O representante do ministério explica que o Plano ABC tem taxas de juros de 7,25% para o agronegócio de um modo geral. A taxa para a agricultura sustentável é de 5,25%. O limite máximo de empréstimo é de R$ 5 milhões, que podem ser pagos em até 12 anos, com carência de até oito anos em algumas situações, como no caso de monitoração e implantação de florestas.

Além do Plano ABC, agricultores que querem produzir de modo sustentável contam também com recursos do Pronaf (Programa Nacional de Fortalecimento da Agricultura Familiar), que tem três linhas de crédito: Agroecologia, Eco e Floresta.

Outra opção é o Moderagro, que financia investimentos necessários ao tratamento de dejetos relacionados a atividades de criação animal e apoia a recuperação dos solos.

“Há ainda fundos constitucionais que liberam recursos para as regiões Norte, Nordeste e Centro-Oeste”, diz Moraes.
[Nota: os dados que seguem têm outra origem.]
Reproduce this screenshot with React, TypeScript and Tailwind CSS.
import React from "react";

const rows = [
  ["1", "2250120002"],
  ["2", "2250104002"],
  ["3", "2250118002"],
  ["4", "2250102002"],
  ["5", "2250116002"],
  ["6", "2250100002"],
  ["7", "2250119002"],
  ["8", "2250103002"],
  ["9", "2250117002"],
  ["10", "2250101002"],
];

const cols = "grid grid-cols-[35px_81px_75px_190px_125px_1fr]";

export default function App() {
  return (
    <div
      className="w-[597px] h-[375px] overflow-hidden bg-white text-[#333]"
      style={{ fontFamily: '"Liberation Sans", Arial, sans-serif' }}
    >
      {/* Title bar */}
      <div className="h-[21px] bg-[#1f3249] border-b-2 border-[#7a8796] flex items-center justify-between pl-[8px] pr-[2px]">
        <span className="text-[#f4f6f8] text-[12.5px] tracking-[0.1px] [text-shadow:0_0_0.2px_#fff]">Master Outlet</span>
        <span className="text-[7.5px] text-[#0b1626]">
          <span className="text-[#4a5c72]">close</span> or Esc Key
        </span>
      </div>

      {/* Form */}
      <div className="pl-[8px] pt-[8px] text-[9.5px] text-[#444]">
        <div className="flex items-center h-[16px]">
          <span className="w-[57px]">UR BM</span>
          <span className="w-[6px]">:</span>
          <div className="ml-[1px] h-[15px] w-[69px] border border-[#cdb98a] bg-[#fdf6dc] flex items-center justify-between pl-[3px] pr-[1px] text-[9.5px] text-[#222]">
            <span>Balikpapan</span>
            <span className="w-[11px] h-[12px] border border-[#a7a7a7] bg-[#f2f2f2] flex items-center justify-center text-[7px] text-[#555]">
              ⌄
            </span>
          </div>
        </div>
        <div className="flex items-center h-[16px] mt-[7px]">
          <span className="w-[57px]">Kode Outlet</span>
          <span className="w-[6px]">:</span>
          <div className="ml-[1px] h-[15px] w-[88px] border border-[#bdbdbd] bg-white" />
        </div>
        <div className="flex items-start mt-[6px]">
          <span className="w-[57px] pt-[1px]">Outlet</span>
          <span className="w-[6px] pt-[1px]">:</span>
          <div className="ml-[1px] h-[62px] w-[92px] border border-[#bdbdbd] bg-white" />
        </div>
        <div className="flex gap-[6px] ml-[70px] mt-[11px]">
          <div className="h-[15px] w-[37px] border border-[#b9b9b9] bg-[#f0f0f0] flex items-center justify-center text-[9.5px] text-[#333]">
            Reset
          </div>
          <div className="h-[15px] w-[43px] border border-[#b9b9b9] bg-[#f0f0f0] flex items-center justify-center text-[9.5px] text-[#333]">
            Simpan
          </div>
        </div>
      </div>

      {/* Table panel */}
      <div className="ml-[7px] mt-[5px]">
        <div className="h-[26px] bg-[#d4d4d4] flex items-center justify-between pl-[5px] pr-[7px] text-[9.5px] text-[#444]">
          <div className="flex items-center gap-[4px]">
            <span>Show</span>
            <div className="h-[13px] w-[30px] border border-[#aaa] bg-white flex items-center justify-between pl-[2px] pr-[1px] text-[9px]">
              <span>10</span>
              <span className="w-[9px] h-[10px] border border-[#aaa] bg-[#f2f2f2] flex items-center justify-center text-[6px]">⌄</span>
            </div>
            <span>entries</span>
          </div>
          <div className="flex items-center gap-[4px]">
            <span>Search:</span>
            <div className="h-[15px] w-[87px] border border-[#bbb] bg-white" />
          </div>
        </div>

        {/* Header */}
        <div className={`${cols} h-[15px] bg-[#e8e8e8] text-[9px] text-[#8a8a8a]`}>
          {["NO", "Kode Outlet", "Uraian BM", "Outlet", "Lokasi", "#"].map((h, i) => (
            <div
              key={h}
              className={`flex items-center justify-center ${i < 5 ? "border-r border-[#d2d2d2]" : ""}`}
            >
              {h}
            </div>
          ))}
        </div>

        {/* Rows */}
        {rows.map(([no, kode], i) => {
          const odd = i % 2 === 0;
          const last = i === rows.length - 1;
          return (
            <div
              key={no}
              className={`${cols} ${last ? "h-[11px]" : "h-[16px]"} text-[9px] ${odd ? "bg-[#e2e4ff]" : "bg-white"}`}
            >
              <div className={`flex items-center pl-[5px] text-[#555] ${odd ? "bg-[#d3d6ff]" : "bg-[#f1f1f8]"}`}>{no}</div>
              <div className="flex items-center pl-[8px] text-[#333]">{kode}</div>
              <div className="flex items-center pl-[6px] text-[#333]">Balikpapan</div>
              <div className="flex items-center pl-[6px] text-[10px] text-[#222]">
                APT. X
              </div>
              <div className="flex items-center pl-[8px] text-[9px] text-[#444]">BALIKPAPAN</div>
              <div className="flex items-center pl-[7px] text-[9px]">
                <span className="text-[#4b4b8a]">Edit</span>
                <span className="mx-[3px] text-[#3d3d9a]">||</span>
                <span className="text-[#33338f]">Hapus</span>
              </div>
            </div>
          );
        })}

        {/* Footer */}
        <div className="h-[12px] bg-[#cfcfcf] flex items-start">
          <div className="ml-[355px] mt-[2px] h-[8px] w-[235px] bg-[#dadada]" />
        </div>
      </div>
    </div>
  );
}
Para André Bueno, sócio da área de aconselhamento financeiro da consultoria Deloitte, a tendência é que haja aumento de recursos para projetos sustentáveis, inclusive em bancos particulares.
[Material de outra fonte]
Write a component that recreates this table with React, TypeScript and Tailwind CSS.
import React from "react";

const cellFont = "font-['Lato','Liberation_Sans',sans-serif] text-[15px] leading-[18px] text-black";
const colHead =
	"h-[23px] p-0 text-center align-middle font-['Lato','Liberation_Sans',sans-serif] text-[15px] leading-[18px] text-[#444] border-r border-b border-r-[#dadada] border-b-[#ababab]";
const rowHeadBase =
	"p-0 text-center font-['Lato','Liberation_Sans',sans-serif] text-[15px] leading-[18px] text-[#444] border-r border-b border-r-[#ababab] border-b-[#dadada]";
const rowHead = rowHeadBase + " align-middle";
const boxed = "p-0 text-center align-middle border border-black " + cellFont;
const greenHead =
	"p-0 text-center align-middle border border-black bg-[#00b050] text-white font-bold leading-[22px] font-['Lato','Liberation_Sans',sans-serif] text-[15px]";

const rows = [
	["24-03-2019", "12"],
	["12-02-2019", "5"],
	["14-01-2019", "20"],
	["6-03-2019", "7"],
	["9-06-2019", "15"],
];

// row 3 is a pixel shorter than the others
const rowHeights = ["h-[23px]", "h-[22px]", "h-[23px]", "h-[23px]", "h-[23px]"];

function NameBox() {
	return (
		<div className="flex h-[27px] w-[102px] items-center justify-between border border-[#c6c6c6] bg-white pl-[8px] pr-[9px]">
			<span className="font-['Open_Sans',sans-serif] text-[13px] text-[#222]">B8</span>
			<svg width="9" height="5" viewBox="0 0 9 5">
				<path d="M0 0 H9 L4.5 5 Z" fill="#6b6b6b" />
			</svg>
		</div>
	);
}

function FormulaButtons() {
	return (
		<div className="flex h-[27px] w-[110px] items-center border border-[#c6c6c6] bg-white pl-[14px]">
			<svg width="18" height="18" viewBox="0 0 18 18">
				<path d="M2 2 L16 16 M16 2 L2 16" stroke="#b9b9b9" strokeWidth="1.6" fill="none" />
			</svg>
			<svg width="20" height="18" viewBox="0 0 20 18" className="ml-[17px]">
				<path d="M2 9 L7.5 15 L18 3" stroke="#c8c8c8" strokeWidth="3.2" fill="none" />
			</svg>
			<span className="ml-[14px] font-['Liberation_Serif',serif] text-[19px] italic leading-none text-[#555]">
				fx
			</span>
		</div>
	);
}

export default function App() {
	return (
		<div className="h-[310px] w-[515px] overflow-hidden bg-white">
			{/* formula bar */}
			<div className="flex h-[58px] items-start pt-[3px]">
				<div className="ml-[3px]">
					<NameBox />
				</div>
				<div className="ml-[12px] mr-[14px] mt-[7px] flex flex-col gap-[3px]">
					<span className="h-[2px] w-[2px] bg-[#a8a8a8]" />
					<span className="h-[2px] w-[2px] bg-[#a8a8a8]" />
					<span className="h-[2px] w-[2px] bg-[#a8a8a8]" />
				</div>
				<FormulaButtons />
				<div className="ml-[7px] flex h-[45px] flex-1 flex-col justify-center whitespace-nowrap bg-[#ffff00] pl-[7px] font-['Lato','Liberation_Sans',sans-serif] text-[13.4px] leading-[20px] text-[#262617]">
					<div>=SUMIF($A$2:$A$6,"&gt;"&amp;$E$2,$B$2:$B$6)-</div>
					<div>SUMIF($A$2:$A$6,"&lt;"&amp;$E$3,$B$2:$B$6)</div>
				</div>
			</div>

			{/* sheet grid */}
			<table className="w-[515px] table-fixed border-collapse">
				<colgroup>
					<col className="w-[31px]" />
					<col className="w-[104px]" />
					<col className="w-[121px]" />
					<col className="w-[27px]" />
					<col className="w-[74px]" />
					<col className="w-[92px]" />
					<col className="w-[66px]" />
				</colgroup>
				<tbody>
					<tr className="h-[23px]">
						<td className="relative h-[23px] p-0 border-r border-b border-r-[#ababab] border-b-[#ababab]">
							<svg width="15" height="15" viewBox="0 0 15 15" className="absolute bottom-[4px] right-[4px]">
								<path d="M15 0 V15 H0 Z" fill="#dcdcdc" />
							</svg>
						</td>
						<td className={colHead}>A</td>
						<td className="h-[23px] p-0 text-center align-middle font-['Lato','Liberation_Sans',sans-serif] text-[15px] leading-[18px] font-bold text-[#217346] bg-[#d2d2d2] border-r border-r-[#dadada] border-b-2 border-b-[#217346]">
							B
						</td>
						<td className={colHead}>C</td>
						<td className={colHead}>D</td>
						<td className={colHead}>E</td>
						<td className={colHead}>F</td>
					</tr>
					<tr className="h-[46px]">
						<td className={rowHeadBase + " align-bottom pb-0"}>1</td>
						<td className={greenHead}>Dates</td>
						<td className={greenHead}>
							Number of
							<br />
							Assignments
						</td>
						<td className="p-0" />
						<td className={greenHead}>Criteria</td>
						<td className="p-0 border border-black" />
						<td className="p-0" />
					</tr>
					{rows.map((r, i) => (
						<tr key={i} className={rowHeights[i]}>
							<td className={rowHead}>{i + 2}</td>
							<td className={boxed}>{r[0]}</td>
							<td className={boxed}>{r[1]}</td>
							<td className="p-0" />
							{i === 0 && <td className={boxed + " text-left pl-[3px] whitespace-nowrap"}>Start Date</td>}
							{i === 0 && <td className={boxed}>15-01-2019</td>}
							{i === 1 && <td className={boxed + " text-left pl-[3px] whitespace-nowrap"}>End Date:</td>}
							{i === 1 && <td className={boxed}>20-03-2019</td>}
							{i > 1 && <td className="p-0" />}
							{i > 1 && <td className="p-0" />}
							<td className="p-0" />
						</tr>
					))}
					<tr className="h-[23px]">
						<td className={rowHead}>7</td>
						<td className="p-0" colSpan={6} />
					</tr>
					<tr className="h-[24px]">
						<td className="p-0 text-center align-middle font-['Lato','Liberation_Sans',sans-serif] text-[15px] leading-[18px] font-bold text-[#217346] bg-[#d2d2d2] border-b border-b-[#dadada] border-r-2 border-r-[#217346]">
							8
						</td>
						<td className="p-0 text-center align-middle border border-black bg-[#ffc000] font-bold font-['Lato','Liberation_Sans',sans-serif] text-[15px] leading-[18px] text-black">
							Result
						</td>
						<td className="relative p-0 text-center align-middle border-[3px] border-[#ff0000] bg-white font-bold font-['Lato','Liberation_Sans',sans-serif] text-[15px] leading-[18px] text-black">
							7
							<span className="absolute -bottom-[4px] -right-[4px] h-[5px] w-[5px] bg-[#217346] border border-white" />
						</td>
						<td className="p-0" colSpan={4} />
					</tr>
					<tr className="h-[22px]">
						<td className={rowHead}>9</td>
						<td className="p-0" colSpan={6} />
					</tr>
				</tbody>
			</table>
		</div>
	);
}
“Há cinco anos, só os bancos públicos tinham linhas de crédito voltadas para o agronegócio. Agora, os privados começam a ter diretorias exclusivas para a agricultura”, diz. 

Além das linhas ligadas ao BNDES, o Santander, por exemplo, conta com o CDC Agro Socioambiental, que financia a compra de equipamentos para eficiência energética, tratamento de resíduos e acessibilidade, e o CDC Agro Solar, que parcela a compra de equipamentos para geração de energia renovável em propriedades rurais.

De acordo com o professor e pesquisador da FGV Agro Eduardo Assad, de 2010 para cá 13 milhões de hectares adotaram a agricultura de baixa de emissão de carbono no país. Para se ter uma ideia, há 170 milhões de hectares de pastos no Brasil e 80 milhões de hectares usados pela agricultura tradicional, incluindo frutas e grãos.